L’Université de Lomé a accueilli une journée internationale consacrée à la recherche participative sur les semences paysannes, réunissant chercheurs, organisations paysannes, experts du Sahel et d’Europe, ainsi qu’une forte délégation d’étudiants et de jeunes chercheurs. L’événement visait à éclairer une question fondamentale : comment renforcer la souveraineté alimentaire grâce aux semences locales et aux savoir-faire endogènes ?
Lors de la séance plénière, les experts ont souligné l’importance stratégique des semences paysannes. Pour THOMAS Mathieu, du CIRAD, « la semence paysanne, c’est d’abord l’autonomie », indispensable pour résister aux crises et garantir la stabilité des systèmes alimentaires. Les échanges ont mis en avant la nécessité d’une collaboration renouvelée entre organisations paysannes et scientifiques pour accompagner cette transition.
Le cri d’alerte du Sahel : urgence climatique et dépendance semencière
Les représentants sahéliens ont apporté un témoignage saisissant sur les réalités climatiques et agricoles du Niger.
Mahamadou SANOUSSI HASSAN, directeur de Mooriben, a décrit une région durement touchée par l’irrégularité des pluies, compromettant productivité et sécurité alimentaire. À cette pression climatique s’ajoute une autre menace : la dépendance aux semences importées, coûteuses et inadaptées, qui affaiblissent la souveraineté des petits producteurs.

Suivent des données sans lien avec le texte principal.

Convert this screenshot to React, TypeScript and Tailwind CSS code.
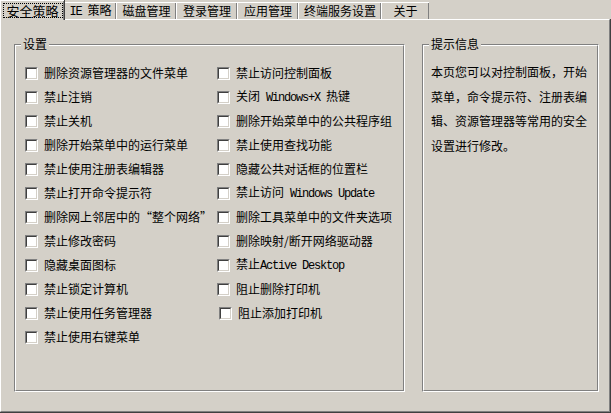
const tabs = [
  { label: "安全策略", w: "w-[64px]", active: true },
  { label: "IE 策略", w: "w-[52px]" },
  { label: "磁盘管理", w: "w-[60px]" },
  { label: "登录管理", w: "w-[61px]" },
  { label: "应用管理", w: "w-[61px]" },
  { label: "终端服务设置", w: "w-[83px]" },
  { label: "关于", w: "w-[48px]" },
];

const leftItems = [
  "删除资源管理器的文件菜单",
  "禁止注销",
  "禁止关机",
  "删除开始菜单中的运行菜单",
  "禁止使用注册表编辑器",
  "禁止打开命令提示符",
  "删除网上邻居中的“整个网络”",
  "禁止修改密码",
  "隐藏桌面图标",
  "禁止锁定计算机",
  "禁止使用任务管理器",
  "禁止使用右键菜单",
];

const rightItems = [
  "禁止访问控制面板",
  "关闭 Windows+X 热键",
  "删除开始菜单中的公共程序组",
  "禁止使用查找功能",
  "隐藏公共对话框的位置栏",
  "禁止访问 Windows Update",
  "删除工具菜单中的文件夹选项",
  "删除映射/断开网络驱动器",
  "禁止Active Desktop",
  "阻止删除打印机",
  "阻止添加打印机",
];

const hint = [
  "本页您可以对控制面板，开始",
  "菜单，命令提示符、注册表编",
  "辑、资源管理器等常用的安全",
  "设置进行修改。",
];

// Latin runs in the old dialog font are half-width; render them in a mono face
function Label({ text }: { text: string }) {
  const parts = text.split(/([A-Za-z+ ]*[A-Za-z][A-Za-z+ ]*)/);
  return (
    <span className="whitespace-pre">
      {parts.map((p, i) =>
        /[A-Za-z]/.test(p) ? (
          <span
            key={i}
            className="font-['Liberation_Mono'] text-[12px] tracking-[-1.2px]"
          >
            {p}
          </span>
        ) : (
          <span key={i}>{p}</span>
        )
      )}
    </span>
  );
}

function Checkbox() {
  return (
    <div className="h-[13px] w-[13px] shrink-0 border border-t-[#808080] border-l-[#808080] border-r-white border-b-white">
      <div className="h-full w-full border border-t-[#404040] border-l-[#404040] border-r-[#d4d0c8] border-b-[#d4d0c8] bg-white" />
    </div>
  );
}

function Row({ text, shift }: { text: string; shift?: boolean }) {
  return (
    <div className={`flex h-[24px] items-center gap-[6px] ${shift ? "ml-[2px]" : ""}`}>
      <Checkbox />
      <Label text={text} />
    </div>
  );
}

function Group({
  title,
  className,
  children,
}: {
  title: string;
  className: string;
  children: React.ReactNode;
}) {
  return (
    <div
      className={`relative h-[348px] shrink-0 border border-t-[#808080] border-l-[#808080] border-r-white border-b-white ${className}`}
    >
      <div className="h-full w-full border border-t-white border-l-white border-r-[#808080] border-b-[#808080]">
        {children}
      </div>
      <span className="absolute -top-[8px] left-[6px] bg-[#d4d0c8] px-[2px] text-[12px] leading-[14px]">
        {title}
      </span>
    </div>
  );
}

export default function App() {
  return (
    <div className="h-[413px] w-[611px] overflow-hidden bg-[#d4d0c8] font-['Noto_Sans_CJK_SC',sans-serif] text-[12px] text-black">
      <div className="flex h-[19px] items-end">
        {tabs.map((t) =>
          t.active ? (
            <div
              key={t.label}
              className={`${t.w} relative z-10 -mb-px flex h-[20px] shrink-0 items-center justify-center border-t border-l border-white bg-[#d4d0c8] pb-px shadow-[inset_-1px_0_0_#808080,1px_0_0_#404040]`}
            >
              <div className="flex h-[15px] w-[60px] items-center justify-center border border-dotted border-black text-[13px] leading-none">
                {t.label}
              </div>
            </div>
          ) : (
            <div
              key={t.label}
              className={`${t.w} flex h-[17px] shrink-0 items-center justify-center border-t border-l border-white shadow-[inset_-1px_0_0_#808080,inset_-2px_0_0_#d4d0c8] leading-none`}
            >
              <Label text={t.label} />
            </div>
          )
        )}
      </div>
      <div className="h-[394px] w-[611px] border-r border-b border-[#404040]">
        <div className="flex h-full w-full gap-[17px] border-t border-l border-t-white border-l-white border-r border-b border-r-[#808080] border-b-[#808080] pt-[24px] pl-[13px]">
          <Group title="设置" className="w-[391px]">
            <div className="flex pt-[15px] pl-[9px]">
              <div className="flex w-[192px] flex-col">
                {leftItems.map((t) => (
                  <Row key={t} text={t} />
                ))}
              </div>
              <div className="flex flex-col">
                {rightItems.map((t, i) => (
                  <Row key={t} text={t} shift={i === rightItems.length - 1} />
                ))}
              </div>
            </div>
          </Group>
          <Group title="提示信息" className="w-[177px]">
            <div className="flex flex-col pt-[14px] pl-[7px] leading-[24.7px]">
              {hint.map((l) => (
                <span key={l} className="whitespace-nowrap">
                  {l}
                </span>
              ))}
            </div>
          </Group>
        </div>
      </div>
    </div>
  );
}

Il plaide pour une reconnaissance politique des semences paysannes, qui représentent pourtant plus de 80 % des semences réellement utilisées.
Redécouvrir nos patrimoines agricoles
Un expert togolais a souligné la nécessité de revaloriser les pratiques et ressources locales, longtemps négligées au profit de modèles agricoles importés.
« Nous avons privilégié la quantité au détriment de la résilience, et le climat nous rappelle aujourd’hui que nos propres ressources étaient adaptées », observe-t-il.
Pour lui, cette journée marque un tournant vers une réappropriation des savoir-faire agricoles endogènes.
La jeunesse universitaire, moteur d’espoir
Les échanges ont particulièrement marqué les étudiants présents.
AKAN Lïna, étudiante en master, retient l’importance de certifier et légaliser les semences paysannes, largement utilisées par les producteurs locaux.
TOGNI Kossi Eric, doctorant, souligne l’apport scientifique majeur des discussions, notamment sur la sélection participative et l’importance des semences locales dans les pratiques culturales.
Une dynamique Nord-Sud portée par le projet MoBiDiv
L’événement s’inscrit dans le cadre de MoBiDiv (2021–2026), un programme international visant à promouvoir la sélection participative, la co-culture céréales–légumineuses et la transition vers une agriculture sans pesticides.
En 2025, le Togo accueillera un voyage d’étude rassemblant chercheurs, paysans et institutions d’Afrique et d’Europe, avant une mission retour en France en 2026.
Maîtriser les semences, maîtriser l’avenir
La journée s’est clôturée sur une conviction unanime : la souveraineté alimentaire commence par la souveraineté semencière. Une voix s’est élevée et a fait écho dans toute la salle « Les semences sont notre banque de gènes. Les maîtriser, c’est maîtriser notre avenir. » Une certitude partagée par l’ensemble des participants, déterminés à redonner aux semences paysannes la place centrale qu’elles occupent dans l’histoire, l’identité et l’avenir agricole des communautés ouest-africaines.